St. Maarten: stronger “eyes” on the sea border and more intelligence-led operations
For St. Maarten, one of the most concrete elements in the year plan is the ongoing buildout of maritime border awareness. The Coast Guard reports that, using funding from the mutual arrangement to strengthen border control in St. Maarten, it has purchased and installed three mobile shore-based detection stations on the island since September 2019. The plan describes these systems as an interim boost, providing a local improvement in situational awareness around St. Maarten while a permanent, fixed shore-detection system for the Windward islands is developed in cooperation with Defense.

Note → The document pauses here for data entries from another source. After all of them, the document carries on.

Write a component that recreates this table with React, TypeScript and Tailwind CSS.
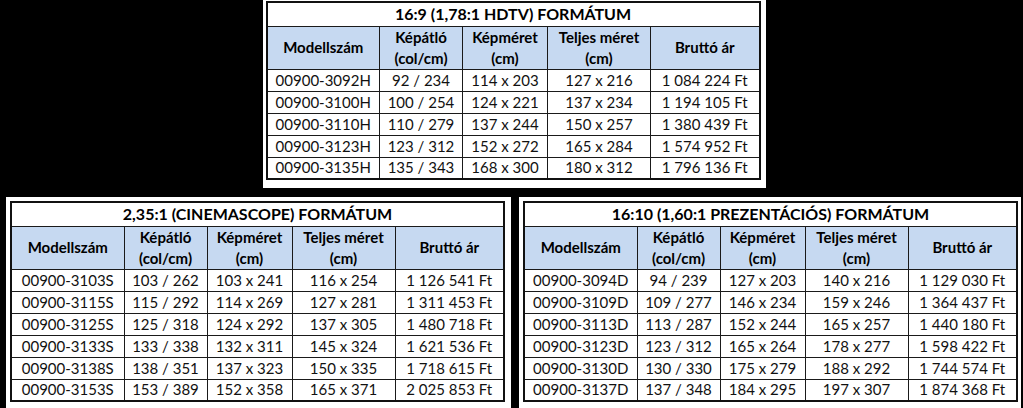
import React from "react";

type Row = [string, string, string, string, string];

const hdtv: Row[] = [
  ["00900-3092H", "92 / 234", "114 x 203", "127 x 216", "1 084 224 Ft"],
  ["00900-3100H", "100 / 254", "124 x 221", "137 x 234", "1 194 105 Ft"],
  ["00900-3110H", "110 / 279", "137 x 244", "150 x 257", "1 380 439 Ft"],
  ["00900-3123H", "123 / 312", "152 x 272", "165 x 284", "1 574 952 Ft"],
  ["00900-3135H", "135 / 343", "168 x 300", "180 x 312", "1 796 136 Ft"],
];

const cinema: Row[] = [
  ["00900-3103S", "103 / 262", "103 x 241", "116 x 254", "1 126 541 Ft"],
  ["00900-3115S", "115 / 292", "114 x 269", "127 x 281", "1 311 453 Ft"],
  ["00900-3125S", "125 / 318", "124 x 292", "137 x 305", "1 480 718 Ft"],
  ["00900-3133S", "133 / 338", "132 x 311", "145 x 324", "1 621 536 Ft"],
  ["00900-3138S", "138 / 351", "137 x 323", "150 x 335", "1 718 615 Ft"],
  ["00900-3153S", "153 / 389", "152 x 358", "165 x 371", "2 025 853 Ft"],
];

const prezi: Row[] = [
  ["00900-3094D", "94 / 239", "127 x 203", "140 x 216", "1 129 030 Ft"],
  ["00900-3109D", "109 / 277", "146 x 234", "159 x 246", "1 364 437 Ft"],
  ["00900-3113D", "113 / 287", "152 x 244", "165 x 257", "1 440 180 Ft"],
  ["00900-3123D", "123 / 312", "165 x 264", "178 x 277", "1 598 422 Ft"],
  ["00900-3130D", "130 / 330", "175 x 279", "188 x 292", "1 744 574 Ft"],
  ["00900-3137D", "137 / 348", "184 x 295", "197 x 307", "1 874 368 Ft"],
];

function PriceTable({ title, rows }: { title: string; rows: Row[] }) {
  const cell = "border border-[#1a1a1a] p-0 text-center";
  return (
    <table className="table-fixed border-collapse border-2 border-[#111] bg-white text-black">
      <colgroup>
        <col className="w-[113px]" />
        <col className="w-[83px]" />
        <col className="w-[85px]" />
        <col className="w-[103px]" />
        <col className="w-[109px]" />
      </colgroup>
      <thead>
        <tr className="h-[24px]">
          <th colSpan={5} className={`${cell} text-[16px] font-bold leading-none`}>
            {title}
          </th>
        </tr>
        <tr className="h-[43px] bg-[#c6d9f1] text-[15px] font-bold leading-[21px]">
          <th className={cell}>Modellszám</th>
          <th className={cell}>
            Képátló
            <br />
            (col/cm)
          </th>
          <th className={cell}>
            Képméret
            <br />
            (cm)
          </th>
          <th className={cell}>
            Teljes méret
            <br />
            (cm)
          </th>
          <th className={cell}>Bruttó ár</th>
        </tr>
      </thead>
      <tbody className="text-[15px] leading-none text-[#111]">
        {rows.map((r) => (
          <tr key={r[0]} className="h-[22px]">
            {r.map((v, i) => (
              <td key={i} className={cell}>
                {v}
              </td>
            ))}
          </tr>
        ))}
      </tbody>
    </table>
  );
}

export default function App() {
  return (
    <div
      className="h-[408px] w-[1023px] overflow-hidden bg-black"
      style={{ fontFamily: "Lato, 'Open Sans', sans-serif" }}
    >
      <div className="flex justify-center pl-[5px]">
        <div className="bg-white pb-[8px] pl-[3px] pr-[5px] pt-px">
          <PriceTable title="16:9 (1,78:1 HDTV) FORMÁTUM" rows={hdtv} />
        </div>
      </div>
      <div className="mt-[9px] flex gap-[8px] pl-[6px]">
        <div className="h-[220px] bg-white pl-[4px] pr-[6px] pt-[4px]">
          <PriceTable title="2,35:1 (CINEMASCOPE) FORMÁTUM" rows={cinema} />
        </div>
        <div className="h-[220px] bg-white pl-[4px] pr-[3px] pt-[4px]">
          <PriceTable title="16:10 (1,60:1 PREZENTÁCIÓS) FORMÁTUM" rows={prezi} />
        </div>
      </div>
    </div>
  );
}
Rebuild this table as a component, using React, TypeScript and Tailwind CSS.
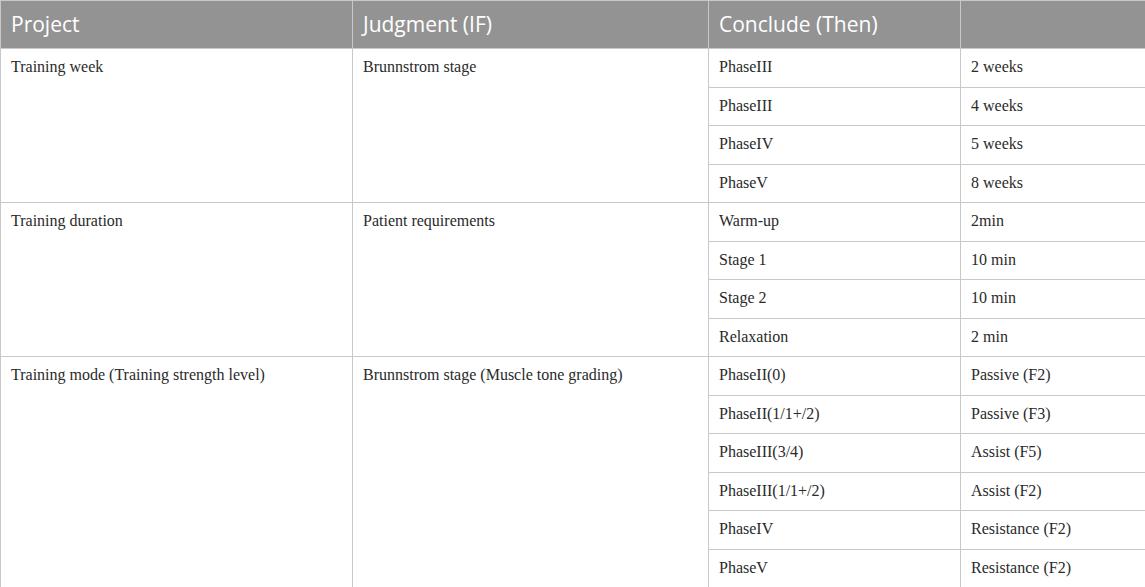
const groups = [
  {
    project: "Training week",
    judgment: "Brunnstrom stage",
    rows: [
      ["PhaseIII", "2 weeks"],
      ["PhaseIII", "4 weeks"],
      ["PhaseIV", "5 weeks"],
      ["PhaseV", "8 weeks"],
    ],
  },
  {
    project: "Training duration",
    judgment: "Patient requirements",
    rows: [
      ["Warm-up", "2min"],
      ["Stage 1", "10 min"],
      ["Stage 2", "10 min"],
      ["Relaxation", "2 min"],
    ],
  },
  {
    project: "Training mode (Training strength level)",
    judgment: "Brunnstrom stage (Muscle tone grading)",
    rows: [
      ["PhaseII(0)", "Passive (F2)"],
      ["PhaseII(1/1+/2)", "Passive (F3)"],
      ["PhaseIII(3/4)", "Assist (F5)"],
      ["PhaseIII(1/1+/2)", "Assist (F2)"],
      ["PhaseIV", "Resistance (F2)"],
      ["PhaseV", "Resistance (F2)"],
    ],
  },
];

const th = "border border-[#c8c8c8] px-[10px] text-left font-normal align-middle";
const td = "border border-[#c8c8c8] px-[10px] pt-[8px] align-top";

export default function App() {
  return (
    <div className="w-[1145px] h-[587px] bg-white overflow-hidden">
      <table className="w-[1145px] border-collapse table-fixed">
        <colgroup>
          <col className="w-[352px]" />
          <col className="w-[356px]" />
          <col className="w-[252px]" />
          <col className="w-[185px]" />
        </colgroup>
        <thead>
          <tr className="h-[48px] bg-[#939393] text-white text-[21px] font-['Open_Sans',sans-serif]">
            <th className={th}>Project</th>
            <th className={th}>Judgment (IF)</th>
            <th className={th}>Conclude (Then)</th>
            <th className={th}></th>
          </tr>
        </thead>
        <tbody className="text-[16px] text-[#2a2a2a] font-['Liberation_Serif',serif] leading-[20px]">
          {groups.map((g) =>
            g.rows.map((r, i) => (
              <tr key={g.project + i} className="h-[38.5px]">
                {i === 0 && (
                  <>
                    <td rowSpan={g.rows.length} className={td}>{g.project}</td>
                    <td rowSpan={g.rows.length} className={td}>{g.judgment}</td>
                  </>
                )}
                <td className={td}>{r[0]}</td>
                <td className={td}>{r[1]}</td>
              </tr>
            ))
          )}
        </tbody>
      </table>
    </div>
  );
}
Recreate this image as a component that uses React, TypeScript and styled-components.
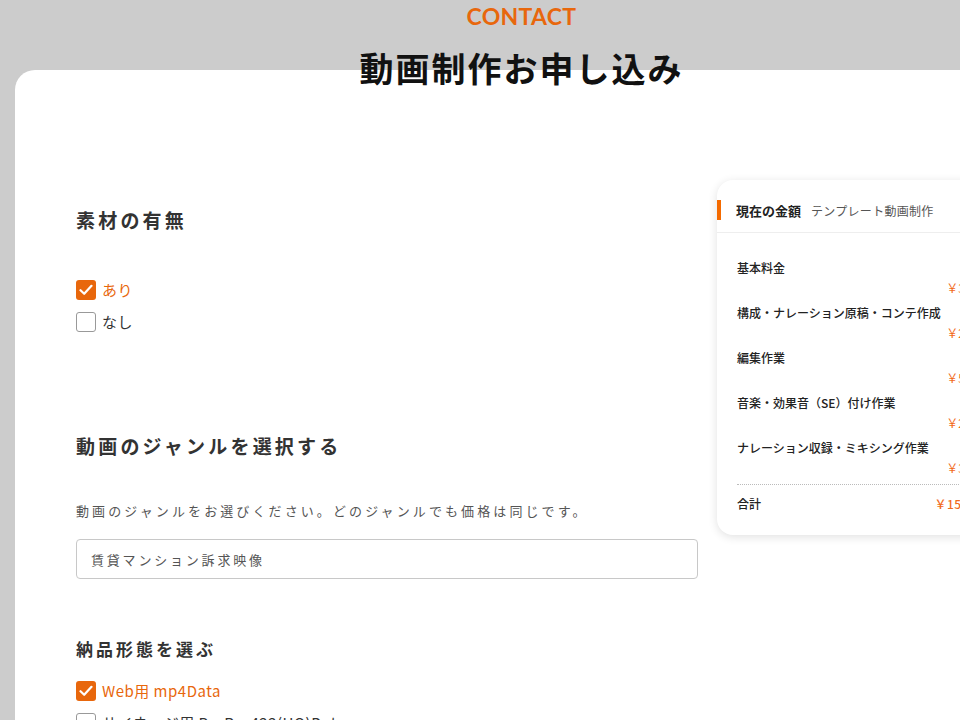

The plan ties that detection capability to a wider operational concept: intelligence-led policing in the maritime domain (maritiem IGP). It states that shore-based radar detection, along with sensors on Coast Guard vessels and aircraft, feeds into an integrated information picture that is presented through the Maritime Operations Center (MOC) in Curaçao.
St. Maarten’s role also shows up in the Coast Guard’s stated direction of travel for 2026, which is to push further into information-led operations, including building capacity in its information organization and training personnel to proactively collect and use intelligence to steer deployments. The plan says the Coast Guard will continue internal “IGP roadshows” and information sessions to deepen understanding of the concept across the organization.
On the community-facing side, the year plan indicates that the Coast Guard intends to intensify “community policing” in 2026, with the aim of strengthening information exchange with users of the maritime domain such as fishermen and marina operators, and building trust relationships that can support enforcement and safety outcomes.
What changes operationally around St. Maarten’s waters
The year plan also outlines tools and assets that matter for day-to-day operations in St. Maarten’s surrounding waters. It describes the Coast Guard’s fleet of light vessels, including Metal Shark interceptors used for patrols and targeted interdictions, and Justice-20 craft used very close to shore and in inner waters. It states that the Justice-20 vessels are scheduled to be replaced starting in 2026, part of broader modernization.
On the investigative side, the plan notes that a “pilot opsporing” model, in which Coast Guard personnel participate in multidisciplinary investigative teams with chain partners, was implemented in 2025 on St. Maarten after earlier use in Curaçao. The Coast Guard signals it wants to extend that approach to Aruba in 2026, presenting the model as a practical way to strengthen maritime intelligence and enforcement outcomes through closer operational integration.
The plan also references St. Maarten’s place in the wider information architecture, noting Coast Guard participation in information fusion centers, including an Information Center on St. Maarten, and stating that expanded staffing in the information organization should enable more structural participation in inter-island information coordination.
Regionally, the document further notes that units from the St. Maarten support point, along with other Coast Guard assets, patrol frequently in the waters around St. Eustatius and Saba, and seek collaboration with chain partners where possible, a reminder that St. Maarten’s operational footprint often extends beyond its immediate coastline into the broader Windward area.
The year plan effectively links Venezuela’s instability to the Coast Guard’s operational posture: heightened uncertainty can drive irregular migration and cross-border crime pressures, which in turn increases the importance of early detection, a strong information position, and coordinated enforcement across partners. For St. Maarten, the emphasis on shore-based detection, intelligence-led operations, and deeper integration with the justice chain points to an approach aimed at tightening maritime border control with better data, faster cueing of assets, and more targeted operations rather than purely routine patrol patterns.